# Material for the task:
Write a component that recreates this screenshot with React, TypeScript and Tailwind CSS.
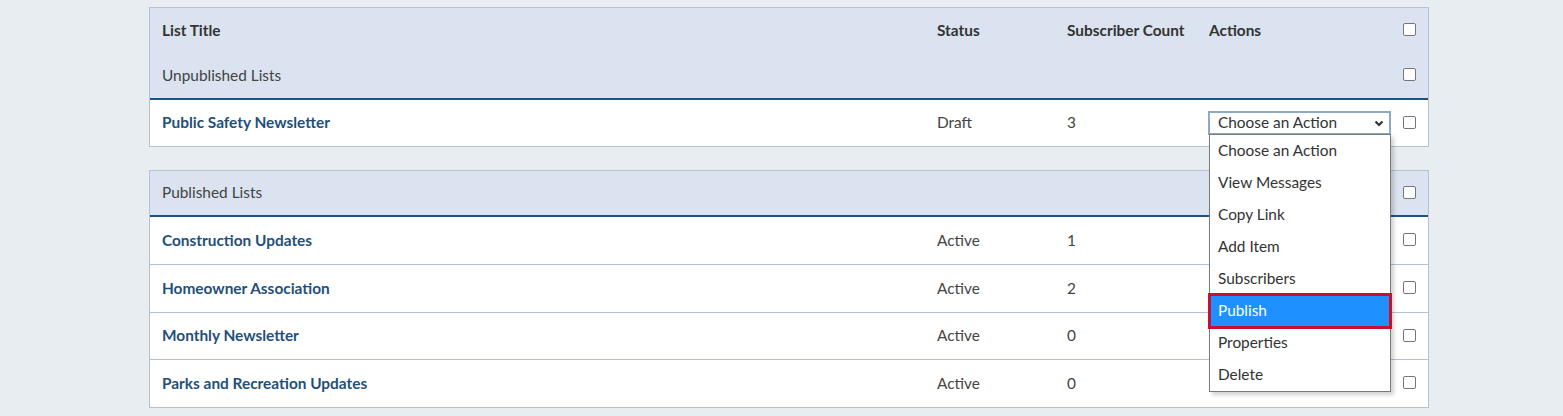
import React from 'react';

const cols = 'grid grid-cols-[775px_130px_142px_194px_1fr] items-center';

const actions = ['Choose an Action', 'View Messages', 'Copy Link', 'Add Item', 'Subscribers', 'Publish', 'Properties', 'Delete'];

const published = [
    { title: 'Construction Updates', status: 'Active', count: 1 },
    { title: 'Homeowner Association', status: 'Active', count: 2 },
    { title: 'Monthly Newsletter', status: 'Active', count: 0 },
    { title: 'Parks and Recreation Updates', status: 'Active', count: 0 },
];

function Box() {
    return <span className="block w-[13px] h-[13px] -mt-[2px] rounded-[2px] border border-[#767676] bg-white" />;
}

function ActionSelect() {
    return (
        <div className="relative">
            <div className="flex items-center justify-between w-[183px] h-[24px] border-2 border-[#8ea9c8] bg-white pl-[8px] pr-[4px] text-[#333] -ml-[1px]">
                <span>Choose an Action</span>
                <svg width="12" height="12" viewBox="0 0 12 12" className="text-[#333]">
                    <path d="M2.5 4.5 L6 8 L9.5 4.5" fill="none" stroke="currentColor" strokeWidth="2.2" />
                </svg>
            </div>
            {/* open dropdown */}
            <div className="absolute left-0 top-[23px] z-10 w-[182px] border border-[#7a7a7a] bg-white shadow-[3px_3px_4px_rgba(0,0,0,0.18)]">
                {actions.map((a) => (
                    <div
                        key={a}
                        className={
                            a === 'Publish'
                                ? 'h-[32px] flex items-center pl-[8px] bg-[#1e90ff] text-white outline-3 outline-[#c8102e] -outline-offset-1'
                                : 'h-[32px] flex items-center pl-[8px] text-[#333]'
                        }
                    >
                        {a}
                    </div>
                ))}
            </div>
        </div>
    );
}

export default function App() {
    return (
        <div className="min-h-[416px] bg-[#e8edf2] pt-[7px] font-['Lato','Liberation_Sans',sans-serif] text-[15.4px]">
            {/* Unpublished */}
            <div className="ml-[149px] w-[1280px] border border-[#b4c3d4] bg-white">
                <div className={`${cols} h-[45px] bg-[#dae3ef] font-bold text-[#333] pl-[12px]`}>
                    <span>List Title</span>
                    <span>Status</span>
                    <span>Subscriber Count</span>
                    <span>Actions</span>
                    <Box />
                </div>
                <div className={`${cols} h-[47px] bg-[#dae3ef] text-[#444] pl-[12px] border-b-2 border-[#1c5282]`}>
                    <span>Unpublished Lists</span>
                    <span />
                    <span />
                    <span />
                    <Box />
                </div>
                <div className={`${cols} h-[46px] pl-[12px] text-[#444]`}>
                    <span className="font-bold text-[#1f4f7b]">Public Safety Newsletter</span>
                    <span>Draft</span>
                    <span>3</span>
                    <ActionSelect />
                    <Box />
                </div>
            </div>

            {/* Published */}
            <div className="ml-[149px] w-[1280px] mt-[23px] border border-[#b4c3d4] bg-white">
                <div className={`${cols} h-[46px] bg-[#dae3ef] text-[#444] pl-[12px] border-b-2 border-[#1c5282]`}>
                    <span>Published Lists</span>
                    <span />
                    <span />
                    <span />
                    <Box />
                </div>
                {published.map((row, i) => (
                    <div
                        key={row.title}
                        className={`${cols} pl-[12px] text-[#444] ${i > 0 ? 'border-t border-[#b4c3d4]' : ''} ${i % 2 ? 'h-[48px]' : 'h-[47px]'}`}
                    >
                        <span className="font-bold text-[#1f4f7b]">{row.title}</span>
                        <span>{row.status}</span>
                        <span>{row.count}</span>
                        <span />
                        <Box />
                    </div>
                ))}
            </div>
        </div>
    );
}
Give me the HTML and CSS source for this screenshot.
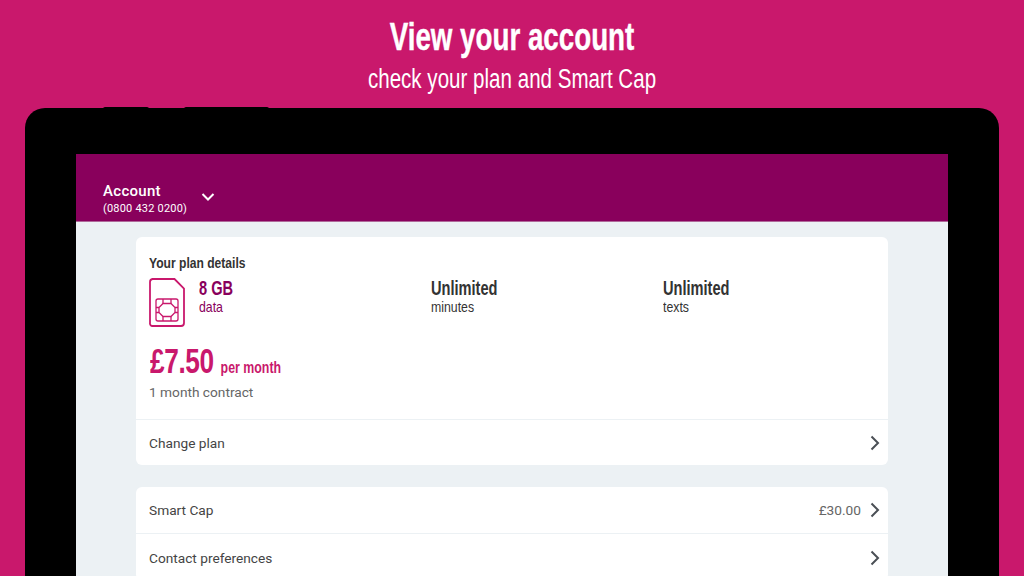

# Task goal:
Leave out the pictures and restate, word for word, the lines from the top of the data through the line containing "const actions = ['Choose", both included.

# Problem solution:
Write a component that recreates this screenshot with React, TypeScript and Tailwind CSS.
import React from 'react';

const cols = 'grid grid-cols-[775px_130px_142px_194px_1fr] items-center';

const actions = ['Choose an Action', 'View Messages', 'Copy Link', 'Add Item', 'Subscribers', 'Publish', 'Properties', 'Delete'];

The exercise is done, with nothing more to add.